Kaitlyn’s Notebook: Oysters and Excel/Continuing Work

Using excel, I was asked to identify proteins that were consistently high or varied across samples in the Pacific oyster proteomic data.

First I had to figure out how to open up a .tsv file from Github which I had never done before. I saved the .tsv file by right clicking on the RAW link then I followed these instructions which were very straightforward.

Once I had the file open in excel, I decided used the average(n…) and median(n…) function on all rows.I then selected conditional formatting and choose a color gradient in order to better visualize protein values for each rows. The average would show those that had higher protein counts while the median could provide insight to potential outliers.

I also wanted to provide a range for each row, however I could not find a command for this action. Instead I used the min(n…) and max(n…) functions in separate columns. I created a subsequent column subtracting the minimum value from the maximum value in each row to provide one value representing a range. This time I chose data bars for conditional formatting, mostly to mix it up from the previous selection.

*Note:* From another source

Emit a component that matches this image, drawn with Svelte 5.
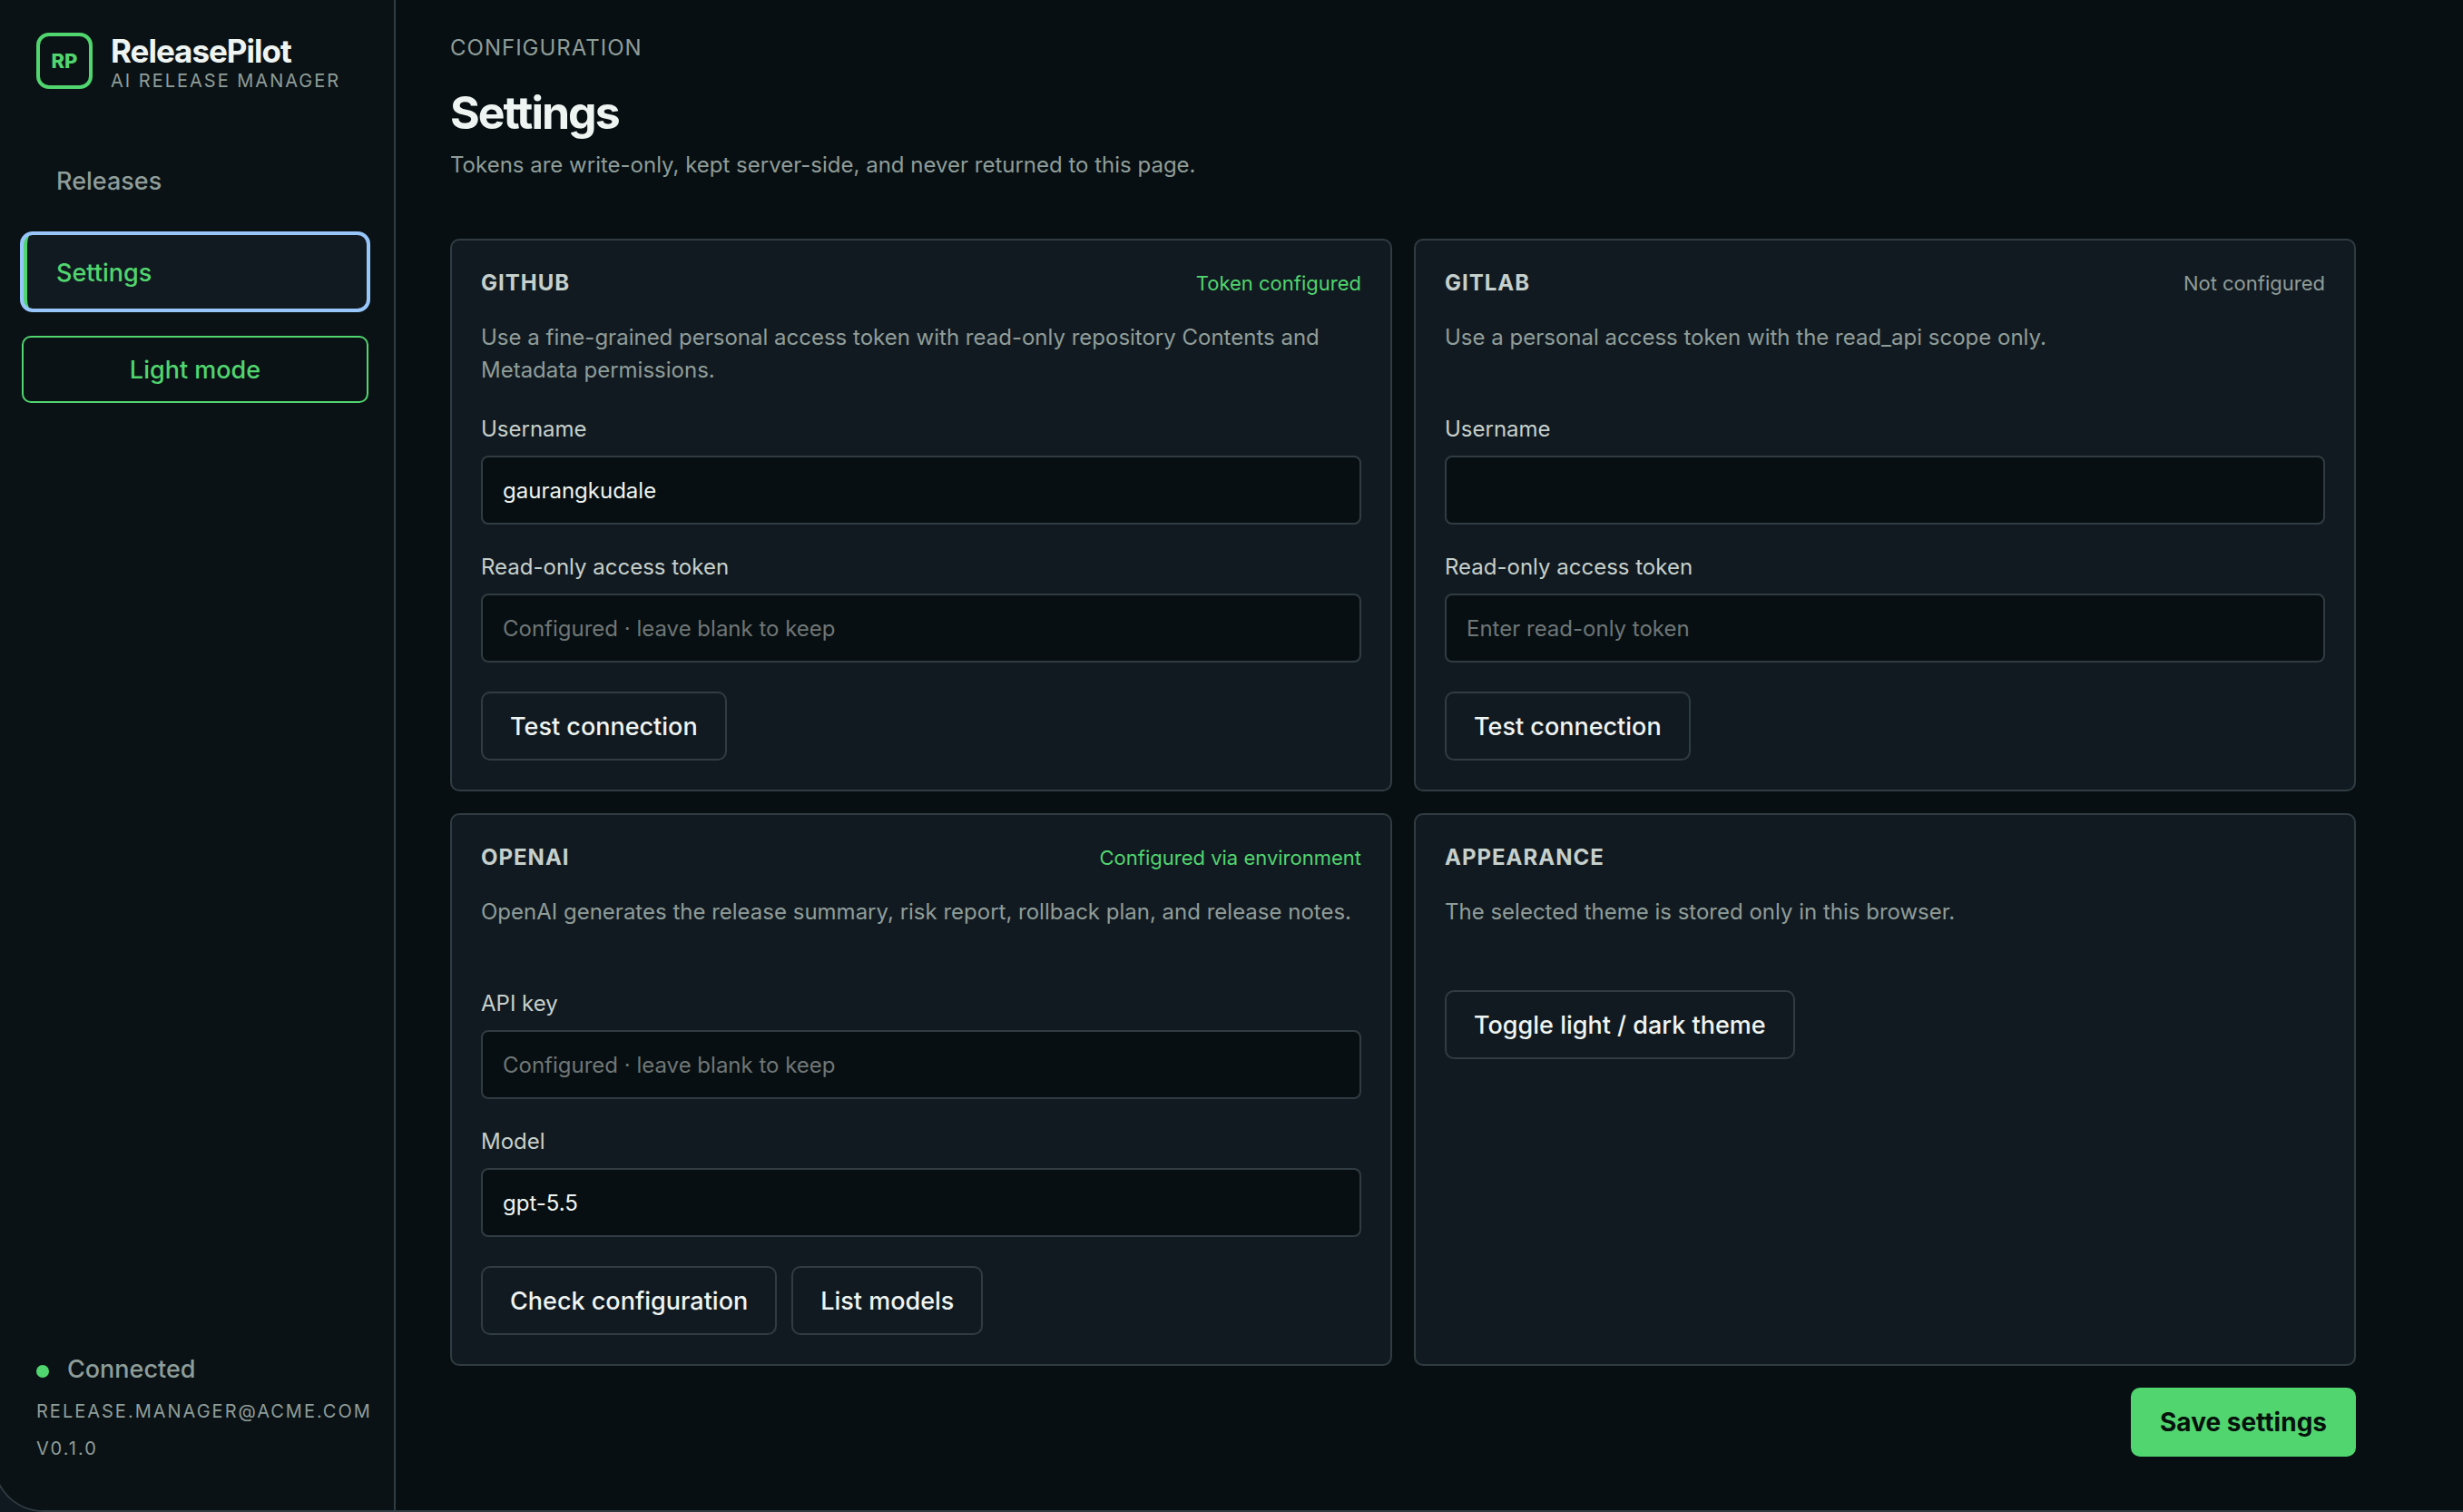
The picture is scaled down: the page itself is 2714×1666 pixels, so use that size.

After posting my progress on the file, there was discussion of possible error in technical replicates. In an attempt to show where differences in the sample and technical replicates(denoted by …#A) may be substantial, I calculated averages and medians for the samples and technical replicates. Next, I subtracted the replicate protein values from the original sample values. Then I assigned new rule under conditional formatting to mark values with a difference greater than 10- which I arbitrarily choose but can easily be changed.

Rules in conditional formatting

It seems there are continued problems identifying why replicates had significantly different values, but I will work on using blast to identify these proteins next.

I have also been trying to familiarize myself with bash. Fortunately I am running a 64 bit version of windows which enables me to use bash rather than Git. I enabled developer mode which allowed me to run Linux based programs including bash. I am going to start working through the bash tutorial for FISH546. I will also start looking into running blast with large files (to identify the Pacific Oyster proteins) in addition to familiarizing myself with Jupyter.

This is all pretty new to me (Github and WordPress included) but I’m really enjoying learning more about bioinformatics and working with something new!